Exactly retype the lines from the top of the data through the line containing "import React from", leaving out every picture.

-- -- --

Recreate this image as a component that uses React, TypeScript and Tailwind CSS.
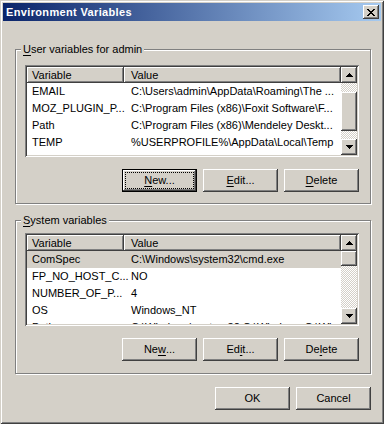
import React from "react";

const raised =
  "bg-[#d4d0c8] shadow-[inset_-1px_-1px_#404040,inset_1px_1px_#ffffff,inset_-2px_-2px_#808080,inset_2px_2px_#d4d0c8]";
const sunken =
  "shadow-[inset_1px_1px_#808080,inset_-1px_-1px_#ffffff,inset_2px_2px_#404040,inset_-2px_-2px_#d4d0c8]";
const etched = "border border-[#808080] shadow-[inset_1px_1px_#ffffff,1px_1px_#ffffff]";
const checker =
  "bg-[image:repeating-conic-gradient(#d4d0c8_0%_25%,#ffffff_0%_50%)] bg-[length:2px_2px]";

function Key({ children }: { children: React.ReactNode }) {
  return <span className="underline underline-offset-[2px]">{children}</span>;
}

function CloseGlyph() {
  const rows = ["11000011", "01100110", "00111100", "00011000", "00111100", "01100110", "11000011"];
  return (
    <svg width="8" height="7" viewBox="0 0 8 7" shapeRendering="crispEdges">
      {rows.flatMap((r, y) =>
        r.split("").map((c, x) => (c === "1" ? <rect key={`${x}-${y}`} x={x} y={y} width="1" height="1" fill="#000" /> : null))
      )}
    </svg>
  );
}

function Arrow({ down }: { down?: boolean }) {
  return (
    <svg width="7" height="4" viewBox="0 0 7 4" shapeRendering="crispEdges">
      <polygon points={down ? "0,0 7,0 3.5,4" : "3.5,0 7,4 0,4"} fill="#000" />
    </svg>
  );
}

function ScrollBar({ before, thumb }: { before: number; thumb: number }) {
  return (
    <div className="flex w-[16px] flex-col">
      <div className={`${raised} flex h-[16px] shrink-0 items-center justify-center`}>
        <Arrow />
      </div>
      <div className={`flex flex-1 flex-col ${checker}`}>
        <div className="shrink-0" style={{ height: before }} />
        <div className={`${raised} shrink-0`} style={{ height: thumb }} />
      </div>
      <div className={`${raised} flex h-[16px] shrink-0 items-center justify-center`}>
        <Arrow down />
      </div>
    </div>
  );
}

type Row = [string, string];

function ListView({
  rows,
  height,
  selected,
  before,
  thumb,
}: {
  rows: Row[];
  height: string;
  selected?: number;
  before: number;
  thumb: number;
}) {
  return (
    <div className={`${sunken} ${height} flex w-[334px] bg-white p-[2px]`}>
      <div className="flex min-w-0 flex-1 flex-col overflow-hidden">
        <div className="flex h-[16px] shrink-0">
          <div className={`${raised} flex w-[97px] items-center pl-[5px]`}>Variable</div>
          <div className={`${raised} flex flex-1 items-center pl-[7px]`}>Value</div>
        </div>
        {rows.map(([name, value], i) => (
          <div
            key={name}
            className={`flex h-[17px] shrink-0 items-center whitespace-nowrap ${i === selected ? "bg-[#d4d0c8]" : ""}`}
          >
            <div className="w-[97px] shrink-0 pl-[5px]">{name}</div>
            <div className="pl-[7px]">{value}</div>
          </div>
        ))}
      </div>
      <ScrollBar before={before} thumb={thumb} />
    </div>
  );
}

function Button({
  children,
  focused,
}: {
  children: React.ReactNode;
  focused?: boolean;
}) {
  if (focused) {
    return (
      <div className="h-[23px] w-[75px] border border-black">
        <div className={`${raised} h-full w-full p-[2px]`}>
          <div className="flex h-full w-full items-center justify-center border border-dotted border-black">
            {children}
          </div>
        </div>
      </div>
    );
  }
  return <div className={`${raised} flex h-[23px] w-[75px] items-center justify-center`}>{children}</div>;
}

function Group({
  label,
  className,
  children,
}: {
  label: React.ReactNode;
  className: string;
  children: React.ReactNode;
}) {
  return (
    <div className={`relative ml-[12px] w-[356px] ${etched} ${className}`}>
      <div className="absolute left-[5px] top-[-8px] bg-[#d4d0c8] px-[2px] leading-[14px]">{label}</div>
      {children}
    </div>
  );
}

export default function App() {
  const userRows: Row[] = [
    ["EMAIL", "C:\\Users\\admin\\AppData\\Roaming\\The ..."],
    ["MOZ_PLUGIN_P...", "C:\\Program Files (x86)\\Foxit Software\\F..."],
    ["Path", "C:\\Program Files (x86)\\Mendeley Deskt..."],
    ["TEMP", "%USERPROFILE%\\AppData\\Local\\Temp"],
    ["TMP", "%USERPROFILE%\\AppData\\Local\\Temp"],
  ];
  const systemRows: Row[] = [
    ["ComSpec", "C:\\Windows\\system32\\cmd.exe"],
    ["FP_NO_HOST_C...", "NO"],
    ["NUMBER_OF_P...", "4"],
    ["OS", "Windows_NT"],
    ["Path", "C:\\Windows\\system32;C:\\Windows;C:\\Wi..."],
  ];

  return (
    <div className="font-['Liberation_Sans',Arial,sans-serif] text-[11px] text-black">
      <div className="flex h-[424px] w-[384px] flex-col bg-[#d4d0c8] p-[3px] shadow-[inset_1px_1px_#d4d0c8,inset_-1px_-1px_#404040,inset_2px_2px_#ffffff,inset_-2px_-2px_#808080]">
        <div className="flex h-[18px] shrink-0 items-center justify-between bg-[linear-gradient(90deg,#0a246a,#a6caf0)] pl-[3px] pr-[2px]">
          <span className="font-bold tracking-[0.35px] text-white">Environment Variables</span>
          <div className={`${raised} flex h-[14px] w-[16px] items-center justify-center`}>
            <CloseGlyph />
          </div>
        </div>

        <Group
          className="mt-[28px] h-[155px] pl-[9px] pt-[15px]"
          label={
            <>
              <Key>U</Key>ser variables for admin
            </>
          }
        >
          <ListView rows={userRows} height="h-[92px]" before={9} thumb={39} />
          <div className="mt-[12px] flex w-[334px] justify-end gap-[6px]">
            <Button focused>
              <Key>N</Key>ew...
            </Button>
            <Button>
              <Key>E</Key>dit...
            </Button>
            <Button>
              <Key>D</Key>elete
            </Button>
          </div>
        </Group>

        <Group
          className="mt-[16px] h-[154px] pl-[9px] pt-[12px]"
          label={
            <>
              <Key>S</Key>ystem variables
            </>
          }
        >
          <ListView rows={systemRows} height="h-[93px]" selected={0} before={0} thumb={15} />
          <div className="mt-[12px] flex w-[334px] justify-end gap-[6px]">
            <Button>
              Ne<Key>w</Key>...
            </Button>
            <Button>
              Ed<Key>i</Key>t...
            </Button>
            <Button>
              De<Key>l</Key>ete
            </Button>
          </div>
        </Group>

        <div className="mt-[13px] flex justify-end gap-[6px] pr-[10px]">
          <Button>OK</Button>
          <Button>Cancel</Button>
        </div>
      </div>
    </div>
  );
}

-- -- --

ANSWER.
Recreate this image as a component that uses React, TypeScript and Tailwind CSS.
import React from "react";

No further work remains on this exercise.